DIRECTIVE: Gather, from the data below, each line in which the word "React" occurs.

____

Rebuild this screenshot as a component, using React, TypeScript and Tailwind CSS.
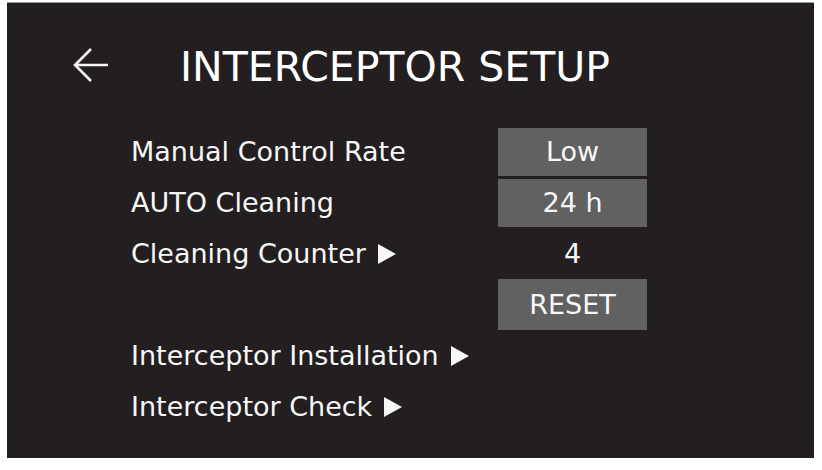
import React from "react";

const font = { fontFamily: '"DejaVu Sans", Verdana, sans-serif' };

function Tri() {
  return (
    <svg width="18" height="20" viewBox="0 0 18 20" className="ml-[12px] shrink-0">
      <polygon points="0,0 18,10 0,20" fill="#f7f7f7" />
    </svg>
  );
}

function Label({ text, arrow }: { text: string; arrow?: boolean }) {
  return (
    <div className="flex items-center text-[27px] leading-none text-[#f7f7f7]">
      <span>{text}</span>
      {arrow && <Tri />}
    </div>
  );
}

function Box({ text }: { text: string }) {
  return (
    <div className="flex h-[48px] w-[149px] items-center justify-center bg-[#616161] text-[27px] leading-none text-[#f7f7f7]">
      {text}
    </div>
  );
}

export default function App() {
  return (
    <div className="h-[470px] w-[822px] bg-white pt-[2px] pl-[7px]" style={font}>
      <div className="h-[456px] w-[807px] border-t border-[#9a9a9a] bg-[#231f20]">
        <div className="flex h-[70px] items-center mt-[29px] pl-[65px]">
          <svg width="37" height="36" viewBox="0 0 37 36" className="mb-[4px]" fill="none">
            <path d="M36 18H3M19 2L3 18L19 34" stroke="#f7f7f7" strokeWidth="2.6" />
          </svg>
          <h1 className="ml-[71px] text-[41px] font-normal leading-none text-white">
            INTERCEPTOR SETUP
          </h1>
        </div>
        <div className="mt-[24px] ml-[124px] grid grid-cols-[367px_149px] auto-rows-[51px] items-center">
          <Label text="Manual Control Rate" />
          <Box text="Low" />
          <Label text="AUTO Cleaning" />
          <Box text="24 h" />
          <Label text="Cleaning Counter" arrow />
          <div className="text-center text-[27px] leading-none text-[#f7f7f7]">4</div>
          <div />
          <div className="h-[51px] flex items-center">
            <div className="flex h-[51px] w-[149px] items-center justify-center bg-[#616161] text-[27px] leading-none text-[#f7f7f7]">
              RESET
            </div>
          </div>
          <Label text="Interceptor Installation" arrow />
          <div />
          <Label text="Interceptor Check" arrow />
          <div />
        </div>
      </div>
    </div>
  );
}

____

THE REPLY:
Rebuild this screenshot as a component, using React, TypeScript and Tailwind CSS.
import React from "react";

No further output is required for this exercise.